§ **Exercise task**
Only the number is needed: how many lines of the records include "React"?

§ **Data for processing**
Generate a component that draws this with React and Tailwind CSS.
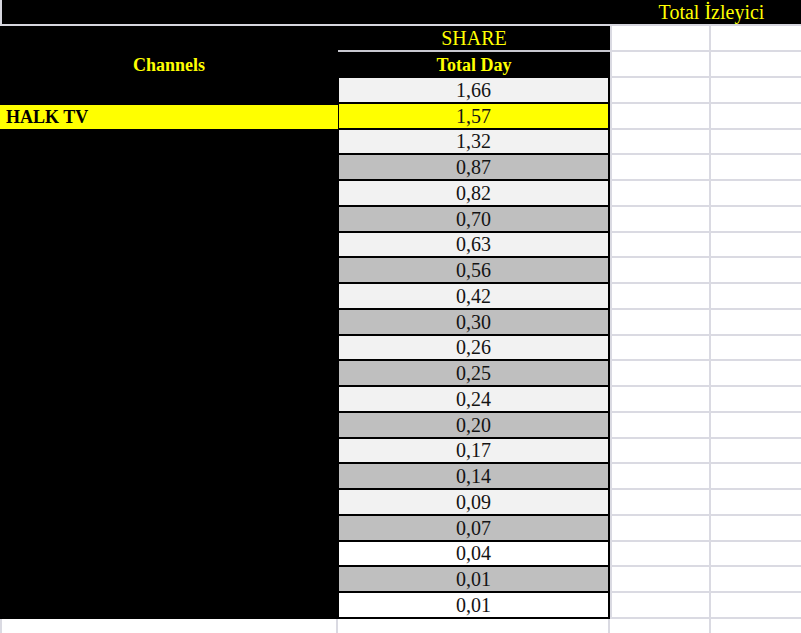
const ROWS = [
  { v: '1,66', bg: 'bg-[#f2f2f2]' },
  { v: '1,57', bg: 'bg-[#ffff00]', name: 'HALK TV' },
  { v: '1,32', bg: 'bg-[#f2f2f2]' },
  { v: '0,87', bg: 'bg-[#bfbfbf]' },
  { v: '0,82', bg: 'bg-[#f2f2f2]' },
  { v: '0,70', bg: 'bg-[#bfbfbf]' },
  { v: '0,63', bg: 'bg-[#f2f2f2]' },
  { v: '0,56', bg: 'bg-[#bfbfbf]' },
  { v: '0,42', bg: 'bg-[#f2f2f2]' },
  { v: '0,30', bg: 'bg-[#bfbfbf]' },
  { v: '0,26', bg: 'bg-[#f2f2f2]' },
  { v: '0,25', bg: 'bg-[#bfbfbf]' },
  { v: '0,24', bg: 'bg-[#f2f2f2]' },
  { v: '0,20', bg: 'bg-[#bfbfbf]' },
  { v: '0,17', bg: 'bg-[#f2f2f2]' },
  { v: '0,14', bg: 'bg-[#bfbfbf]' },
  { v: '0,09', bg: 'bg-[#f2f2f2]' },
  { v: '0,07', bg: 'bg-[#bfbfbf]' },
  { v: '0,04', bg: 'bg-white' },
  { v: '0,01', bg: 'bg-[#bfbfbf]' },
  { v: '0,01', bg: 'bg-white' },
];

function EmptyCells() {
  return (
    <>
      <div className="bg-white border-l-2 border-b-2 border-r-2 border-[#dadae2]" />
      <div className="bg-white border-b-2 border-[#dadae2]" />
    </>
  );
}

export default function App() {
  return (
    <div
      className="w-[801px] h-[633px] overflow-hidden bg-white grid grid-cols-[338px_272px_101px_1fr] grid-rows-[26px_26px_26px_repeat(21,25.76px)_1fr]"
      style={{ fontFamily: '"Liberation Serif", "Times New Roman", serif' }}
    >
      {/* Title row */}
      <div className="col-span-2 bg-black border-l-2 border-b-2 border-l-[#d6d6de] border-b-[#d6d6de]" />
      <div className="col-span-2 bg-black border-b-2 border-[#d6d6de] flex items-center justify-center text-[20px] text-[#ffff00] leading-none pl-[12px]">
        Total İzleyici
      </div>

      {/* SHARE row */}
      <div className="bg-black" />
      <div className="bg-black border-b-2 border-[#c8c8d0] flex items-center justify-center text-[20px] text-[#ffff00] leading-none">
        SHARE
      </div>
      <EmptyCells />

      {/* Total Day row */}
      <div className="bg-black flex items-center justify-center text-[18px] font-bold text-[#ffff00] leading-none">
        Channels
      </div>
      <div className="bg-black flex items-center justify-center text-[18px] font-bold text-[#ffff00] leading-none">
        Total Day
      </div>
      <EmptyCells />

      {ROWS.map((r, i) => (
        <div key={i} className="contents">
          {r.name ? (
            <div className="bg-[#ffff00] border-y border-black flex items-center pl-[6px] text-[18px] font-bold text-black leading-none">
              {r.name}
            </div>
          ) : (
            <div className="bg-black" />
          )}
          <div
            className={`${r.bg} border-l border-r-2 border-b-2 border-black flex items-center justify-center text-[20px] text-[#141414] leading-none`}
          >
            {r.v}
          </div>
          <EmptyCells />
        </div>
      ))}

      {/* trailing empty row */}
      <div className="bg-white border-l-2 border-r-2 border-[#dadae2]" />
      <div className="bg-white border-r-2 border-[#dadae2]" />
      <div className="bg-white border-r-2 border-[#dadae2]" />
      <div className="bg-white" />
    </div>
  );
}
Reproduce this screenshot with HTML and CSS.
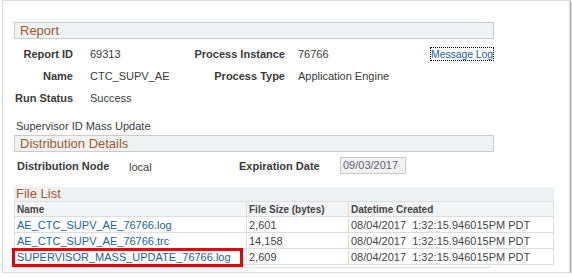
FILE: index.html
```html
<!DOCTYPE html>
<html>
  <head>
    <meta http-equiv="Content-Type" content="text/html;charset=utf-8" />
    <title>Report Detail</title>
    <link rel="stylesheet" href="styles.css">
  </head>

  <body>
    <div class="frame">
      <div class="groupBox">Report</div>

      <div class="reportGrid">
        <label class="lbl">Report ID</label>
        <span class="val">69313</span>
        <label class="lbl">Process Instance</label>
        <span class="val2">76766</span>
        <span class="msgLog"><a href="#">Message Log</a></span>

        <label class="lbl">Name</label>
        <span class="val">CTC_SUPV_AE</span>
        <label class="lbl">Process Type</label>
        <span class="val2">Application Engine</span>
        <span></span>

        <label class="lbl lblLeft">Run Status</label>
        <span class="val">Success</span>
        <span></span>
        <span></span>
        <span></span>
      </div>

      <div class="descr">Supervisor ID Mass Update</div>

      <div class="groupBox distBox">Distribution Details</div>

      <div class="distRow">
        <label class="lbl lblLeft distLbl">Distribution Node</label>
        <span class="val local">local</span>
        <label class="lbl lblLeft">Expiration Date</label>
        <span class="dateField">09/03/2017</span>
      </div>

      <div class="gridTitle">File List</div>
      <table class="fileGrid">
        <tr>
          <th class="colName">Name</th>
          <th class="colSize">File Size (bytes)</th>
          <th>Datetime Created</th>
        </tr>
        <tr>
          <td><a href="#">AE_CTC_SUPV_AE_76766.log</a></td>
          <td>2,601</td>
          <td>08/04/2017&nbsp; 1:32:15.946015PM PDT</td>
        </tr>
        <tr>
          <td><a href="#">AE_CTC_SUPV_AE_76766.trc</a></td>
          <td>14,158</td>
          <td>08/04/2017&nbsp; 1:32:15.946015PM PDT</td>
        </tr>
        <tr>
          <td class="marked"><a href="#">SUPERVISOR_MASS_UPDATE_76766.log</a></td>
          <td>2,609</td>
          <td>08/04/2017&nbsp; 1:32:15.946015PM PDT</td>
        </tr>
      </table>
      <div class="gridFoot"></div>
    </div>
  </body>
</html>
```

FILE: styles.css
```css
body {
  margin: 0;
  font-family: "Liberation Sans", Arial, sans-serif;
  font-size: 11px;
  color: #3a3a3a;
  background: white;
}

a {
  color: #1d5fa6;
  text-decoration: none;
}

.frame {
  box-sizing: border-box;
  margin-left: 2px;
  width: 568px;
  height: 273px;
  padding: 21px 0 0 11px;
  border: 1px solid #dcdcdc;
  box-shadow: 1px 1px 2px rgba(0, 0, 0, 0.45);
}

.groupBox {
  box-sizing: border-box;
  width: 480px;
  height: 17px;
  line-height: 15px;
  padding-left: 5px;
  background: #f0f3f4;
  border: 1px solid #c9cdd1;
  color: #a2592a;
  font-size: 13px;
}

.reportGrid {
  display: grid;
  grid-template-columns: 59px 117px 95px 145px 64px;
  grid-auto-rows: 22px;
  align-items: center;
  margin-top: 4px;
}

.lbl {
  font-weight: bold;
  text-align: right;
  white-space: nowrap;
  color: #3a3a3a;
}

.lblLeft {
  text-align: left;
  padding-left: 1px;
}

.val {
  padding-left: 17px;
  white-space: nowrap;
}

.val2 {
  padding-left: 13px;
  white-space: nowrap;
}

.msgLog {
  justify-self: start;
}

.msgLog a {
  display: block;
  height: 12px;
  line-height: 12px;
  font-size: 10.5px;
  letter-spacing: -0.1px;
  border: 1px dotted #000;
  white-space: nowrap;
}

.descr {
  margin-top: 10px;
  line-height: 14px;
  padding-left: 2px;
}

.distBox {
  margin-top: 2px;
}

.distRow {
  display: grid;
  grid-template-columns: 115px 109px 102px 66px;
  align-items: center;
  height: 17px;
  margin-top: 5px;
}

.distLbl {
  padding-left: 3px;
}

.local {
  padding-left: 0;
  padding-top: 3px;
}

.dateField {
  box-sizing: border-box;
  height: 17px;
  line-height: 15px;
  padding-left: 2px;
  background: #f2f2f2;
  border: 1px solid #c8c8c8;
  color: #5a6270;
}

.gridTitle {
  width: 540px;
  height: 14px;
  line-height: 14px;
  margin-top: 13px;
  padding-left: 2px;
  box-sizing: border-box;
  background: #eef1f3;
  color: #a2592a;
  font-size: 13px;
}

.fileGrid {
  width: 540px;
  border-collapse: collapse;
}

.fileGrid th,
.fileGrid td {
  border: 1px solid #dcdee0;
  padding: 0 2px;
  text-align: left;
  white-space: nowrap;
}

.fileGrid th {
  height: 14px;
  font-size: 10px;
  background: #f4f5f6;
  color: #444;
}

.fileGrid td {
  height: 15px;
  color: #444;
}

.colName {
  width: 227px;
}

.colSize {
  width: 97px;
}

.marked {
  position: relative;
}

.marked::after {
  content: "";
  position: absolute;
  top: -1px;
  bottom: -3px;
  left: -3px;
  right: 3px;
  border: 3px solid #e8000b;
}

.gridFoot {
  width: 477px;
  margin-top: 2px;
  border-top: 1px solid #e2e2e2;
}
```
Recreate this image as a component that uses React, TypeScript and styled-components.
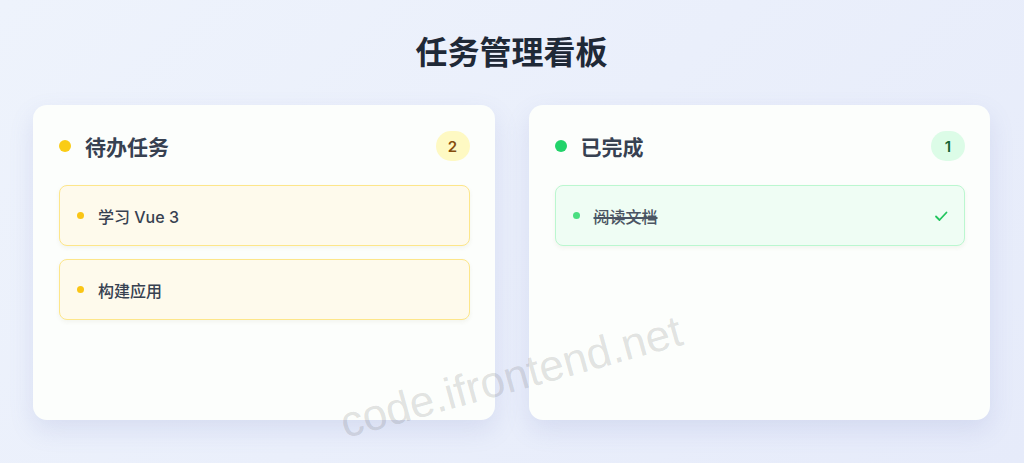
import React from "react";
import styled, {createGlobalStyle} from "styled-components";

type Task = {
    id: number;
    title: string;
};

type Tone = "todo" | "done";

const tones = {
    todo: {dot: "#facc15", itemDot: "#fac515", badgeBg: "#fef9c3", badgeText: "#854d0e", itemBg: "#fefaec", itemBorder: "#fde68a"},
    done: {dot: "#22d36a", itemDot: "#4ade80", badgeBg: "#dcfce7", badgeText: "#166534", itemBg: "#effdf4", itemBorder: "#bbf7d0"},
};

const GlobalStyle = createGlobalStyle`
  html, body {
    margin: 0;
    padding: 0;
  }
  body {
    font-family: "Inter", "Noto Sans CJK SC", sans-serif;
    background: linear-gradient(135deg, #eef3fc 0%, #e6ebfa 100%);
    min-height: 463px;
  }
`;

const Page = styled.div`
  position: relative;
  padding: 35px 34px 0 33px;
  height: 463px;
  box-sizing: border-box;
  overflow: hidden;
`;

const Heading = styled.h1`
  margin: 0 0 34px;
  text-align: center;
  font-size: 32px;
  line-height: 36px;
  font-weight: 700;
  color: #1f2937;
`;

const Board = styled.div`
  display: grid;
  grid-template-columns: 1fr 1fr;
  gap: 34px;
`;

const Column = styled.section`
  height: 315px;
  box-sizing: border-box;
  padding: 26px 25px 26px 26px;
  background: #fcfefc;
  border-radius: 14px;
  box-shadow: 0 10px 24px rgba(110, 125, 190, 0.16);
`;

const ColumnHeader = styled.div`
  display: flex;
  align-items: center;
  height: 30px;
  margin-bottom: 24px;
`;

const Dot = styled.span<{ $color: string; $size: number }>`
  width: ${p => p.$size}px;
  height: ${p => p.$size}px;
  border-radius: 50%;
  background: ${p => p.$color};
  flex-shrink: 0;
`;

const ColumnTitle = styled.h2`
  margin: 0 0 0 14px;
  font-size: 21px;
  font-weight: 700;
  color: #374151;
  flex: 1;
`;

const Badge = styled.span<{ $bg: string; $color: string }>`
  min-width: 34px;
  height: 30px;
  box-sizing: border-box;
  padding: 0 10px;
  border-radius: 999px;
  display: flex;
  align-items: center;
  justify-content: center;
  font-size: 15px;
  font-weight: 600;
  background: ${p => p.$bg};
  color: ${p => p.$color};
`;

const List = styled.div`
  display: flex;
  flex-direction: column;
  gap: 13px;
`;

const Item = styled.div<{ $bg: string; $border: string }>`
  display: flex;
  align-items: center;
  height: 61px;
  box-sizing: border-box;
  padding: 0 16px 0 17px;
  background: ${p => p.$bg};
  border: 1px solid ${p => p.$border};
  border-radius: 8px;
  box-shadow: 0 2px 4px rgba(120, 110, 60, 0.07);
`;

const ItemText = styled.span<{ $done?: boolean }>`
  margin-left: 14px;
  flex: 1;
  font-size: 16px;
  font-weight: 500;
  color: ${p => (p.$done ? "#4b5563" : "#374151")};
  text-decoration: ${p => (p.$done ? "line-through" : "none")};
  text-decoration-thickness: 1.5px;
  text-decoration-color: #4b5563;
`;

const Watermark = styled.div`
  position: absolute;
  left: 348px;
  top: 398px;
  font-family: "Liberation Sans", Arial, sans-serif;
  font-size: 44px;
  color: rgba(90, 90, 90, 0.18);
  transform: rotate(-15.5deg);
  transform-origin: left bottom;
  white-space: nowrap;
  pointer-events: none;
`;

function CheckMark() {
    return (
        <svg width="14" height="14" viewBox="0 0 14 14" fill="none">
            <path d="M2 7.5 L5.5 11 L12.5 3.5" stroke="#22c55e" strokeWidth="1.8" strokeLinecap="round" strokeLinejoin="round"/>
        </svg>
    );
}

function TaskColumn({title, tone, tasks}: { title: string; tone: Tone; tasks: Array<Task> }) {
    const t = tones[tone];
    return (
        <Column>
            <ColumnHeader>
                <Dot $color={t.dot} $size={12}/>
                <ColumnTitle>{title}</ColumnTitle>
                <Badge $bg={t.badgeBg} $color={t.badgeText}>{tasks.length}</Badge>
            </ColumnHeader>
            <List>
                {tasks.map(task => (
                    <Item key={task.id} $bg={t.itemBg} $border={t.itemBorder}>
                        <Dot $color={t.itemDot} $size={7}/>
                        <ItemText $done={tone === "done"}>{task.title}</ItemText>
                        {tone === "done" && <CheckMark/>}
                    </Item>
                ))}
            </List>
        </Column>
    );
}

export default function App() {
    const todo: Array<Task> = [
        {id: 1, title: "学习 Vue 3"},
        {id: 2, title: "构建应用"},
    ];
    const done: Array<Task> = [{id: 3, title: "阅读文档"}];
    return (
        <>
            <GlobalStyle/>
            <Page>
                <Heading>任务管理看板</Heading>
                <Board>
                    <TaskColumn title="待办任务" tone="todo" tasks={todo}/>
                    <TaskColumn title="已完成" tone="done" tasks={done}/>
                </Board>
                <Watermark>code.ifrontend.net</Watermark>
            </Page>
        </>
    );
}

§ **Written solution**
3